Instrumentalism




[Ariel] Rubenstein refuses to claim that his knowledge of theoretical matters can be translated - by him - into anything directly practical. 

To him, economics is like a fable - a fable writer is there to stimulate ideas, indirectly inspire practice perhaps, but certainly not to direct or determine practice.

[Nassim Nicholas Taleb]
Antifragile, p. 211




All things organic are dying in the grip of organisation. An artificial world is permeating and poisoning the natural. Civilisation has itself become a machine that does, or tries to do, everything in mechanical fashion. 

We think only in horsepower now; we cannot look at a waterfall without mentally turning it into electric power; we cannot survey a countryside full of pasturing cattle without thinking of its exploitation as a source of meat supply; we cannot look at the beautiful old handwork of a lively and primitive people without wishing to replace it by modern technical process.

[Oswald Spengler]
Man and Technics, p. 72




With the decline of metaphysics, ethics has outgrown its status as a subordinate element in abstract theory. Henceforth it is philosophy, the other divisions being absorbed into it and practical living becoming the centre of consideration. 

The passion of pure thought sinks down. Metaphysics, mistress yesterday, is handmaid now; all it is required to do is to provide a foundation for practical views. And the foundation becomes more and more superfluous. 

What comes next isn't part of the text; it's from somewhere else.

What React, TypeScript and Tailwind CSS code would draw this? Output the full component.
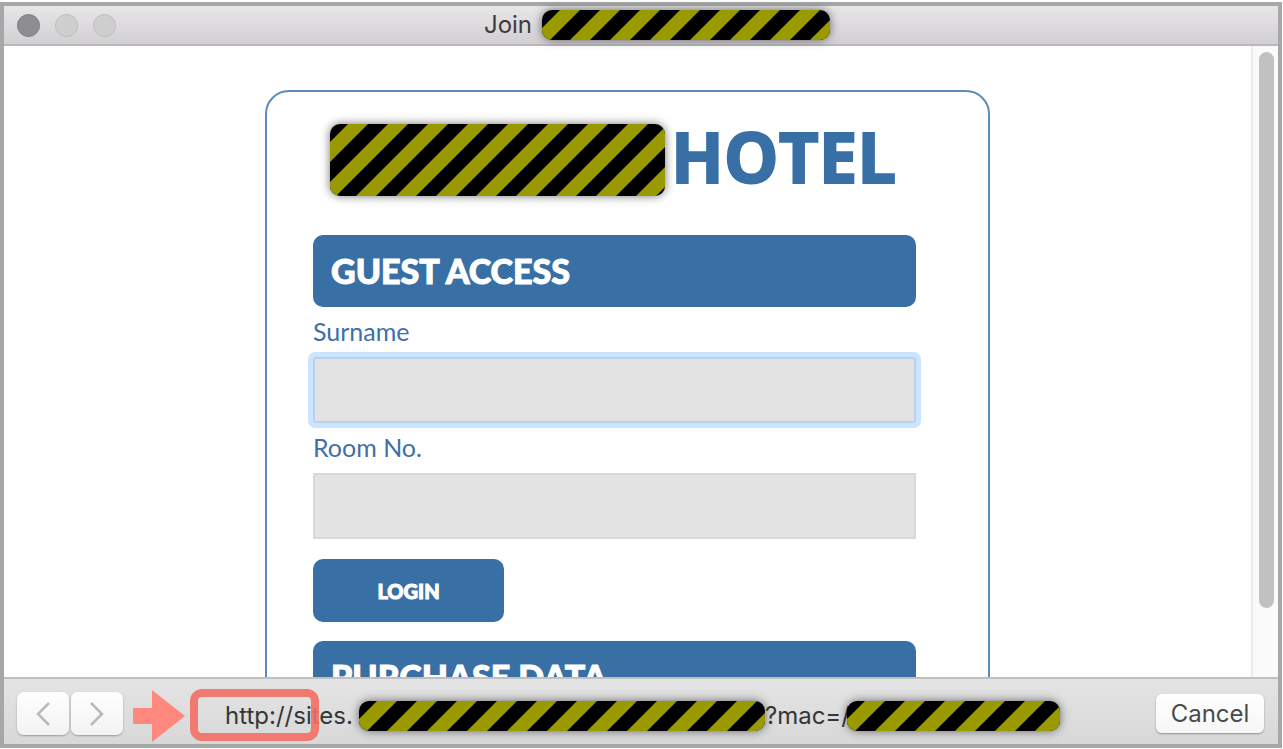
import { useId, type ReactNode } from "react";

function Redacted({ className = "" }: { className?: string }) {
  const id = useId();
  return (
    <span className={`block shrink-0 overflow-hidden bg-black shadow-[0_0_10px_rgba(0,0,0,0.55)] ${className}`}>
      <svg className="block h-full w-full" aria-hidden="true">
        <defs>
          <pattern id={id} width={40} height={40} patternUnits="userSpaceOnUse">
            <path d="M18 0H38L0 38V18ZM40 18V38L38 40H18Z" fill="#999900" />
          </pattern>
        </defs>
        <rect width="100%" height="100%" fill={`url(#${id})`} />
      </svg>
    </span>
  );
}

function TitleBar() {
  return (
    <header className="relative flex h-10 shrink-0 items-center justify-center border-b-2 border-[#b9b8ba] bg-linear-to-b from-[#e9e6e9] to-[#d2cfd2] pl-8">
      <div className="absolute left-[13px] flex gap-[15px]">
        <button type="button" aria-label="Close" className="size-[23px] rounded-full border border-[#7e7d82] bg-[#8e8d92]" />
        <button type="button" aria-label="Minimize" className="size-[23px] rounded-full border border-[#bdbcbd] bg-[#d0cfd0]" />
        <button type="button" aria-label="Zoom" className="size-[23px] rounded-full border border-[#bdbcbd] bg-[#d0cfd0]" />
      </div>
      <h1 className="flex items-center gap-[10px] text-2xl text-[#3c3a3e]">
        Join
        <Redacted className="h-[30px] w-[288px] rounded-[10px]" />
      </h1>
    </header>
  );
}

function SectionTitle({ children }: { children: ReactNode }) {
  return (
    <h2 className="flex h-[72px] items-center rounded-[10px] bg-[#3870a6] px-[18px] pb-[2px] text-[34px] font-black text-white [-webkit-text-stroke:1px_white]">
      {children}
    </h2>
  );
}

function Field({ id, label, active = false }: { id: string; label: string; active?: boolean }) {
  return (
    <div>
      <label htmlFor={id} className="flex h-[50px] items-center text-[25px] text-[#3f6fa8]">
        {label}
      </label>
      <input
        id={id}
        type="text"
        className={`block h-[66px] w-full border-2 bg-[#e3e3e3] px-4 text-[25px] ${
          active ? "rounded-[2px] border-[#b9d0e8] outline-[5px] outline-[#cbe5ff]" : "border-[#d9d9d9] outline-none"
        }`}
      />
    </div>
  );
}

function LoginCard() {
  return (
    <form
      className="mx-auto mt-11 w-full max-w-[725px] rounded-[24px] border-2 border-[#5a8cbb] pt-8 pr-[72px] pl-[46px] font-['Lato',sans-serif]"
      onSubmit={(e) => e.preventDefault()}
    >
      <div className="mb-[39px] flex h-[72px] items-start gap-[6px] pl-[17px]">
        <Redacted className="h-[72px] w-[335px] rounded-[10px]" />
        <span className="font-['Open_Sans',sans-serif] text-[69px] leading-[64px] font-bold text-[#3870a6] [-webkit-text-stroke:2px_#3870a6]">
          HOTEL
        </span>
      </div>
      <SectionTitle>GUEST ACCESS</SectionTitle>
      <Field id="surname" label="Surname" active />
      <Field id="room" label="Room No." />
      <button
        type="submit"
        className="mt-5 mb-[19px] block h-[63px] w-[191px] rounded-[10px] bg-[#3870a6] text-xl font-black text-white [-webkit-text-stroke:1px_white]"
      >
        LOGIN
      </button>
      <SectionTitle>PURCHASE DATA</SectionTitle>
    </form>
  );
}

function NavButton({ label, points }: { label: string; points: string }) {
  return (
    <button
      type="button"
      aria-label={label}
      className="flex h-[43px] w-[52px] items-center justify-center rounded-[7px] bg-linear-to-b from-[#fefefe] to-[#f3f3f3] shadow-[0_1px_2px_rgba(0,0,0,0.3)]"
    >
      <svg width={14} height={24} viewBox="0 0 14 24" fill="none" stroke="#b9b9b9" strokeWidth={2.5}>
        <polyline points={points} />
      </svg>
    </button>
  );
}

function BottomBar() {
  return (
    <footer className="relative flex h-[67px] shrink-0 items-center border-t-2 border-[#c0c0c0] bg-linear-to-b from-[#e4e4e4] to-[#d8d8d8] pt-1 pr-[14px] pl-[13px] text-2xl">
      <div className="flex gap-[2px]">
        <NavButton label="Back" points="13,1 2,12 13,23" />
        <NavButton label="Forward" points="1,1 12,12 1,23" />
      </div>
      <svg className="mt-1 ml-[10px] shrink-0" width={52} height={52} viewBox="0 0 52 52" aria-hidden="true">
        <path d="M0 18H19V0L52 26L19 52V34H0Z" fill="#ff887e" />
      </svg>
      <div className="mt-1 ml-10 flex items-center text-[#363636]">
        <span className="mr-[6px]">http://sites.</span>
        <Redacted className="h-[30px] w-[406px] rounded-[10px]" />
        <span>?mac=/</span>
        <Redacted className="relative -ml-[3px] h-[30px] w-[213px] rounded-[10px]" />
      </div>
      <button
        type="button"
        className="ml-auto h-[39px] w-[108px] rounded-[6px] bg-linear-to-b from-white to-[#f6f6f6] text-[#4a4a4a] shadow-[0_1px_2px_rgba(0,0,0,0.35)]"
      >
        Cancel
      </button>
      {/* marker around the scheme of the address */}
      <span className="absolute top-[10px] left-[186px] h-[52px] w-[129px] rounded-[12px] border-8 border-[#f36e64]/90" />
    </footer>
  );
}

export default function App() {
  return (
    <div className="h-screen bg-white pt-[2px] pr-px pb-px font-['Inter',sans-serif]">
      <div className="flex h-full flex-col border-4 border-[#a6a8a7]">
        <TitleBar />
        <main className="flex min-h-0 flex-1 overflow-hidden bg-white">
          <div className="min-w-0 flex-1 overflow-hidden">
            <LoginCard />
          </div>
          <div className="w-[27px] shrink-0 border-l-2 border-[#ececec] bg-[#fafafa] pt-[6px] pl-[6px]">
            <div className="h-[89%] w-[15px] rounded-full bg-[#c1c1c1]" />
          </div>
        </main>
        <BottomBar />
      </div>
    </div>
  );
}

It becomes the custom to despise and mock at the metaphysical, the unpractical, the philosophy of “stone for bread." 

There is exactly the same difference in Classical philosophy before and after Aristotle - on the one hand, a grandly conceived Cosmos to which a formal ethic adds almost nothing, and, on the other, ethics as such, as programme, as necessity with a desultory ad hoc metaphysic for basis. 

[Oswald Spengler]
The Decline of the West, Vol. 1, p.366




It is because the inner being is extinct in the modern scientist, leaving him with only gross physical perceptions and an abstract, mathematical intellect, that the relationship between the I and the not-I grows rigid and soulless, so that his detachment can only act negatively.

His science is only good for grasping and manipulating the world, not for understanding it or for enlarging his knowledge in a qualitative way.

[Julius Evola]
Ride the Tiger, p.142
 



Iain: I believe there are different levels of purpose. In one sense you can say a daily purpose might be to get food and no longer be hungry, but that is not to exhaust the purposes of an animal.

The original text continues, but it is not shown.